The chair of Tate’s board, Angel Adams Parham, a University of Virginia sociologist who studies race, scoffed at the notion that the act of expanding the author bank to include more diverse voices could somehow dilute the value of the test. Parham, who is Black and wrote a book last year called The Black Intellectual Tradition, said that she had “a very different take on classical education,” one that she didn’t see reflected in media coverage of the movement. That the test had become ensnared in the culture wars, she said, was “really unfortunate.” Along with her fellow board member and co-author Anika Prather, a professor of education at Johns Hopkins University, Adams has led the charge at Classic Learning Test to expand the author bank. I remarked to Adams that it must be interesting for her to serve on the Classic Learning Test board alongside ideologues like, say Rufo. She laughed. “Interesting is one word for it,” she said.

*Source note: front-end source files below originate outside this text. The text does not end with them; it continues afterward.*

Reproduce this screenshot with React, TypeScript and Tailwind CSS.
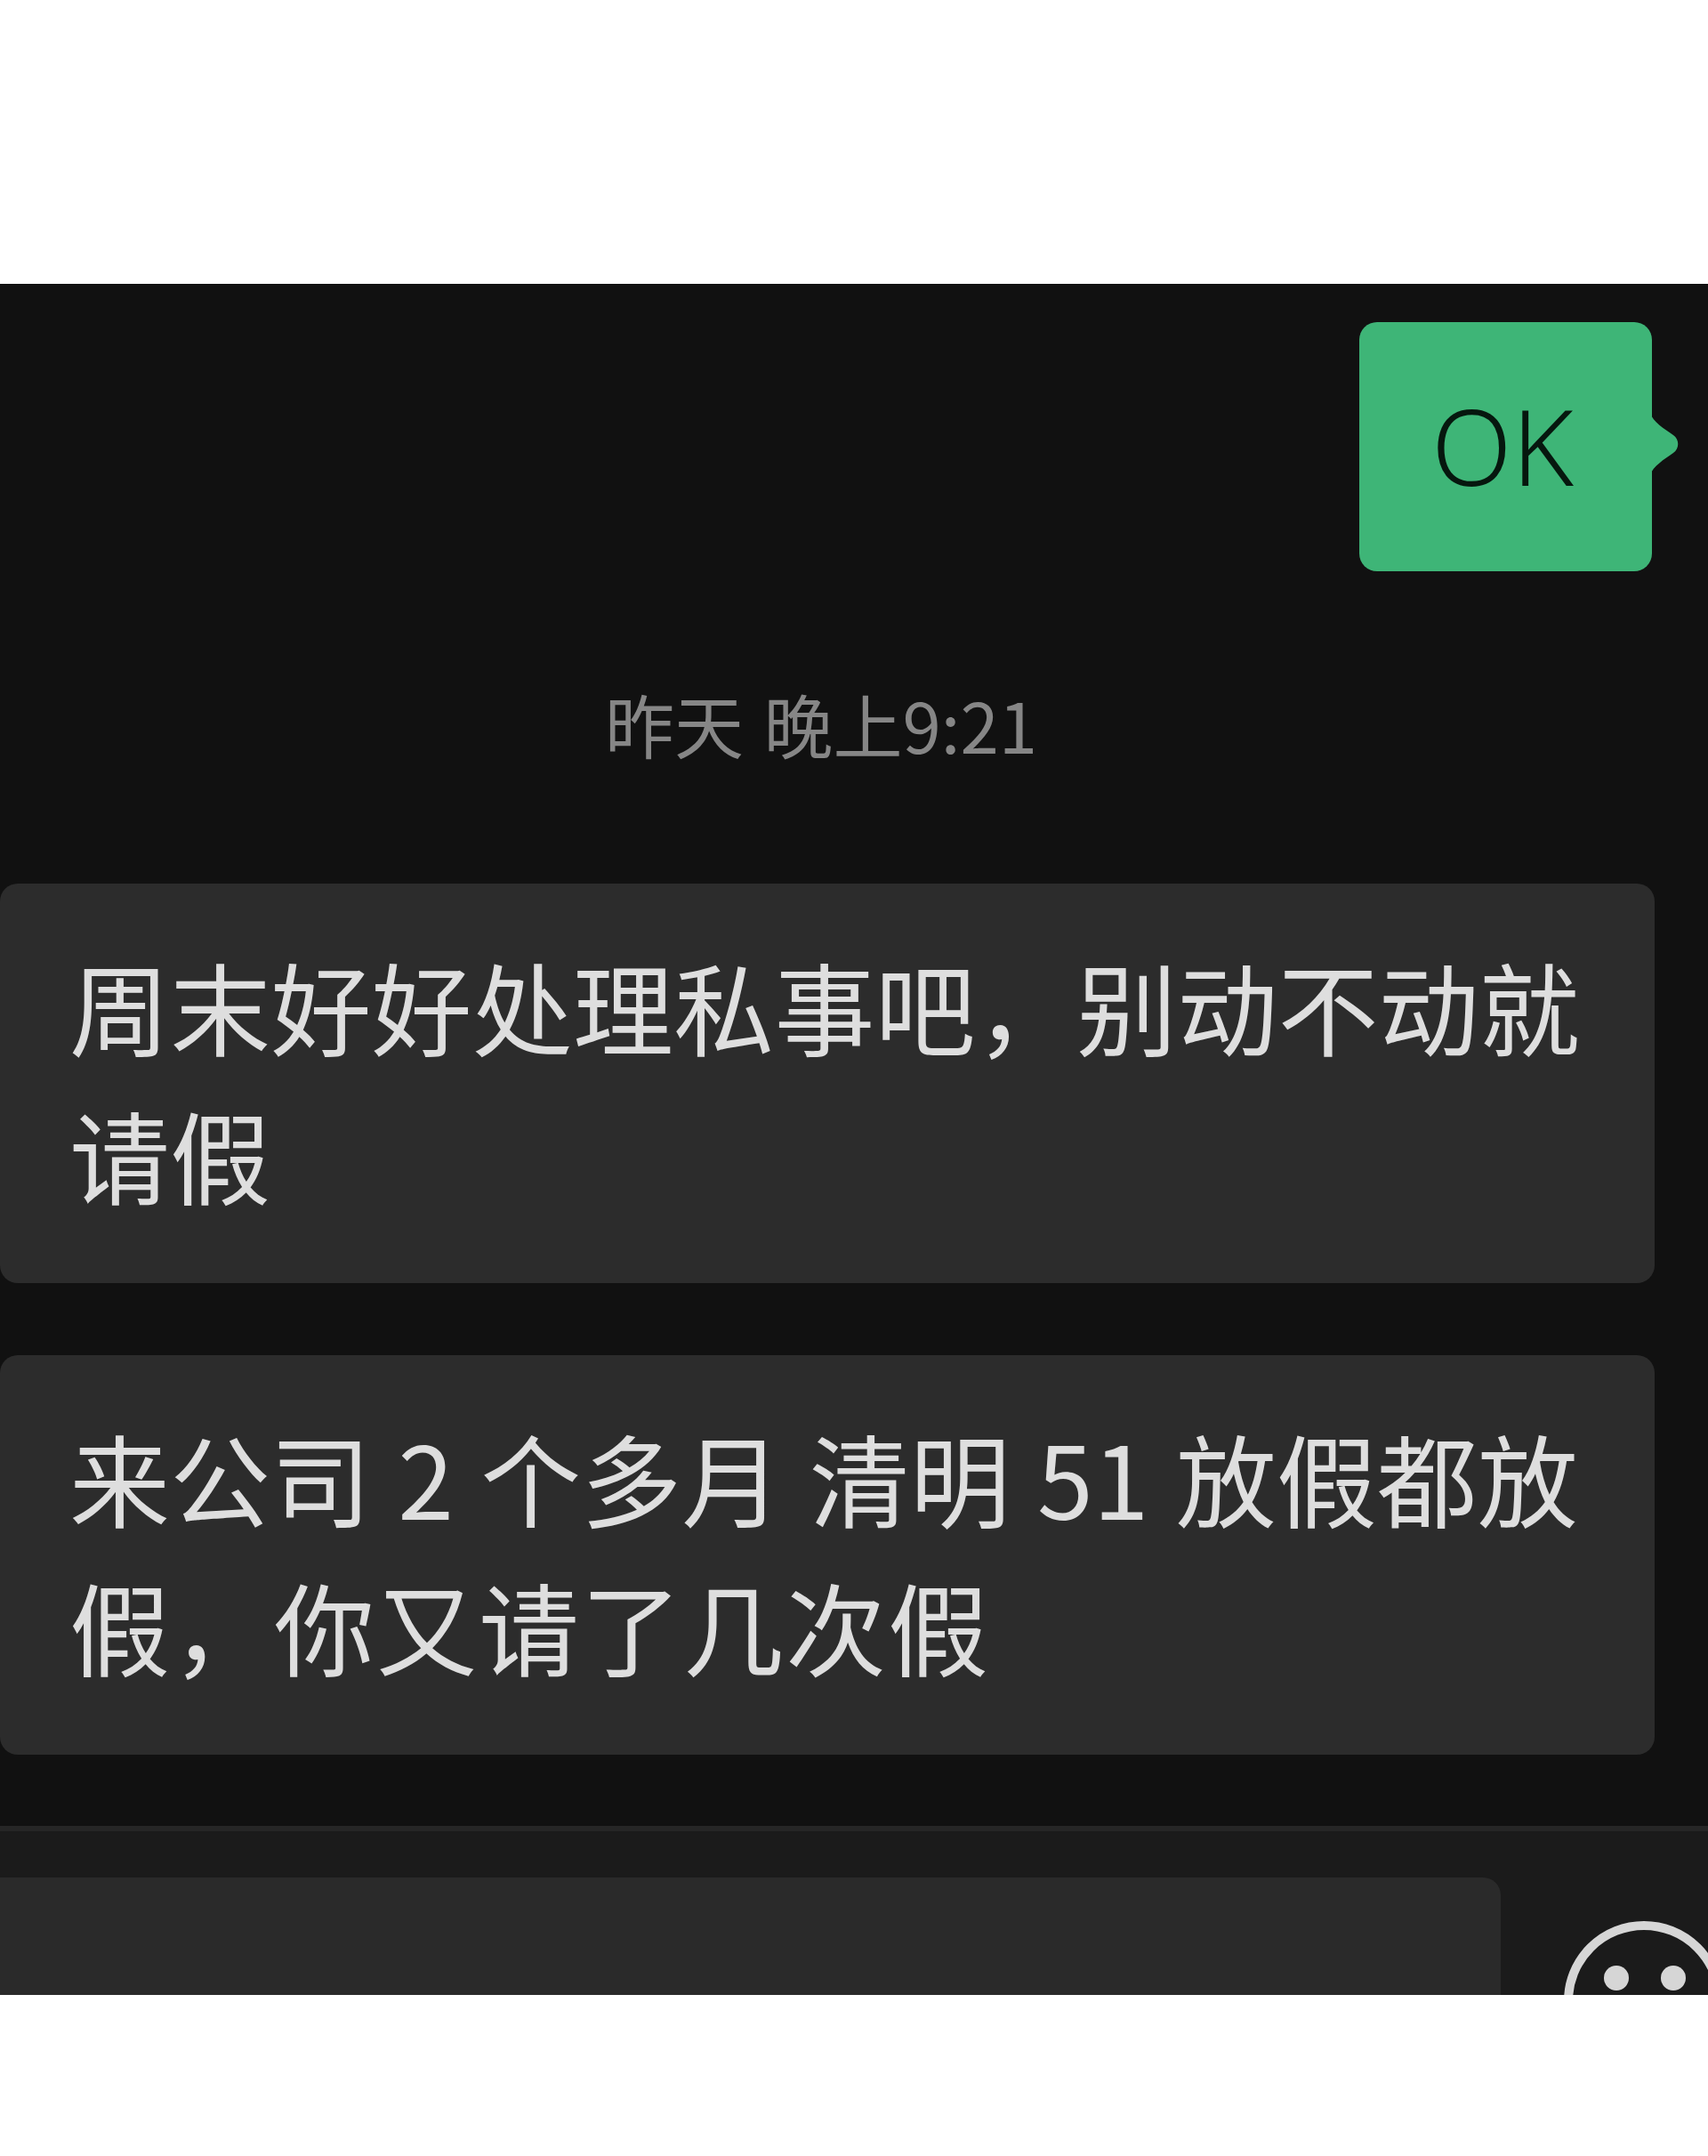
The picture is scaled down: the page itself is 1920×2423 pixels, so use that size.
const fontStack = '"Noto Sans CJK SC", sans-serif'

const messages = [
  {
    lines: [
      { text: '周末好好处理私事吧，别动不动就', className: 'tracking-[0.2px]' },
      { text: '请假', className: '' },
    ],
  },
  {
    lines: [
      { text: '来公司 2 个多月 清明 51 放假都放', className: '[word-spacing:5px]' },
      { text: '假，你又请了几次假', className: 'tracking-[2px]' },
    ],
  },
]

function OutgoingBubble() {
  return (
    <div className="flex justify-end pr-[63px]">
      <div className="relative flex h-[280px] w-[329px] items-center justify-center rounded-[20px] bg-[#3eb577] pr-[7px] pb-[2px]">
        <span className="font-['Noto_Sans'] text-[118px] leading-none font-light text-[#06170e]">OK</span>
        <svg className="absolute top-[102px] left-[327px] h-[70px] w-[34px]" viewBox="0 0 34 70">
          <path d="M0 0 C3 10 16 18 26 25 C33 30 33 40 26 45 C16 52 3 60 0 70 Z" fill="#3eb577" />
        </svg>
      </div>
    </div>
  )
}

function IncomingBubble({ lines }: { lines: { text: string; className: string }[] }) {
  return (
    <div className="mr-[60px] flex h-[449px] flex-col justify-center rounded-[20px] bg-[#2c2c2c] pb-[10px] pl-[78px] text-[113px] leading-[167px] text-[#dedede]">
      {lines.map((line) => (
        <div key={line.text} className={`whitespace-pre ${line.className}`}>
          {line.text}
        </div>
      ))}
    </div>
  )
}

export default function App() {
  return (
    <div className="h-[2423px] w-[1920px] overflow-hidden bg-white" style={{ fontFamily: fontStack }}>
      <div className="h-[319px]" />
      <main className="flex h-[1923px] flex-col overflow-hidden bg-[#111111]">
        <div className="pt-[43px]">
          <OutgoingBubble />
        </div>

        <div className="mt-[124px] mb-[133px] pr-[74px] text-center text-[78px] leading-[94px] font-normal text-[#868686] [word-spacing:5px]">
          昨天 晚上9:21
        </div>

        <div className="flex flex-col gap-[81px]">
          {messages.map((m) => (
            <IncomingBubble key={m.lines[0].text} lines={m.lines} />
          ))}
        </div>

        <footer className="mt-[80px] flex flex-1 border-t-[6px] border-[#262626] bg-[#1b1b1b] pt-[52px]">
          <div className="h-[200px] w-[1687px] shrink-0 rounded-tr-[20px] bg-[#2a2a2a]" />
          <svg className="mt-[49px] ml-[71px] h-[180px] w-[180px] shrink-0" viewBox="0 0 180 180">
            <circle cx="90" cy="90" r="85" fill="none" stroke="#d6d6d6" strokeWidth="10" />
            <circle cx="59" cy="64" r="14" fill="#d6d6d6" />
            <circle cx="123" cy="64" r="14" fill="#d6d6d6" />
          </svg>
        </footer>
      </main>
    </div>
  )
}
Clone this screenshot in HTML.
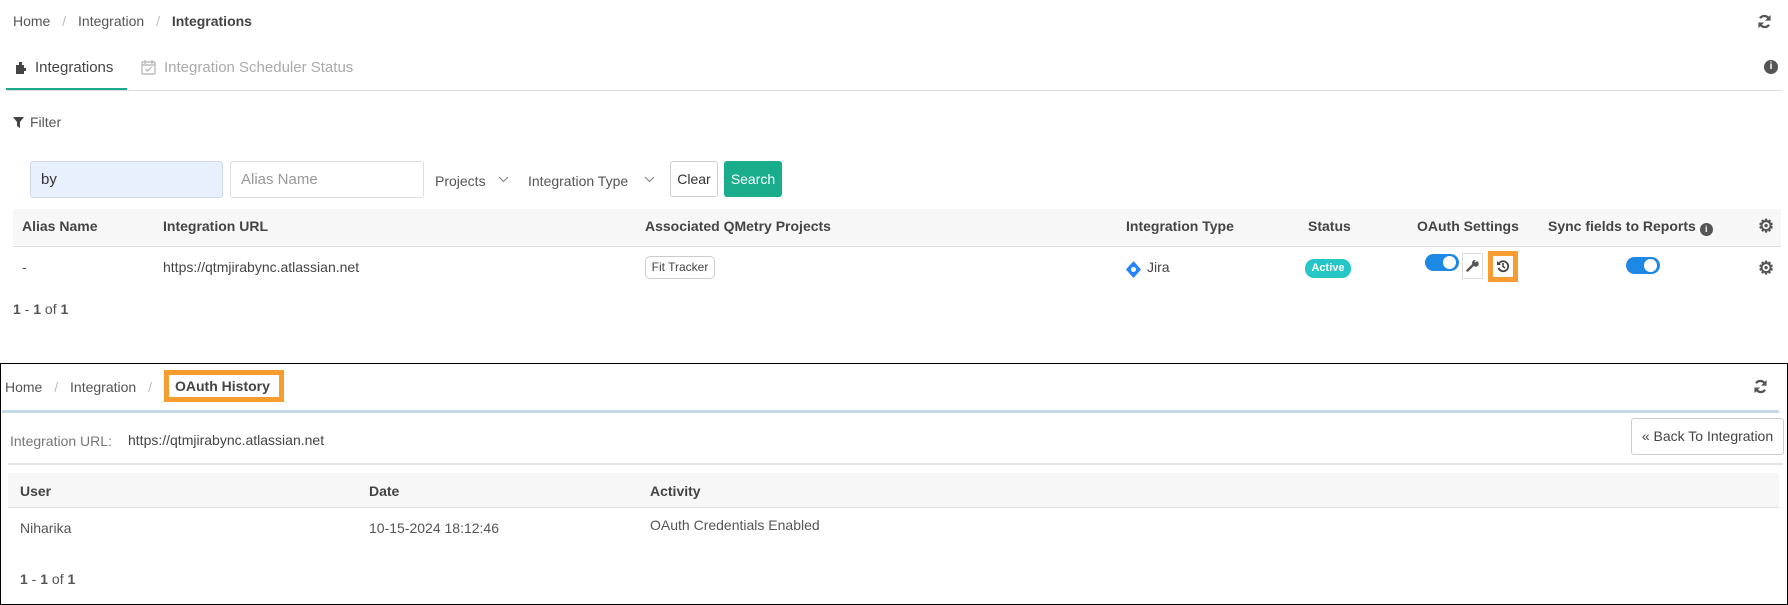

On Tuesday, Florida’s Board of Governors will decide whether the state’s public universities will accept the Classic Learning Test as an alternative to the SAT.  The College Board is likely aware of this inflection point: Last month, the group issued a statement criticizing the Classic Learning Test’s concordance study, finding problems with its methodology. If the committee endorses the test, DeSantis will likely count it as a victory in his war against the College Board. But for Tate, the prospect of his test getting the DeSantis stamp of approval contains some genuine perils. He is worried that the stain of partisan politics could backfire in the long run. “Okay, so DeSantis does this, and then the wannabe DeSantis governors are going to also do it, and then CLT becomes like this red-state test,” he said. “I don’t think that’s a good thing.”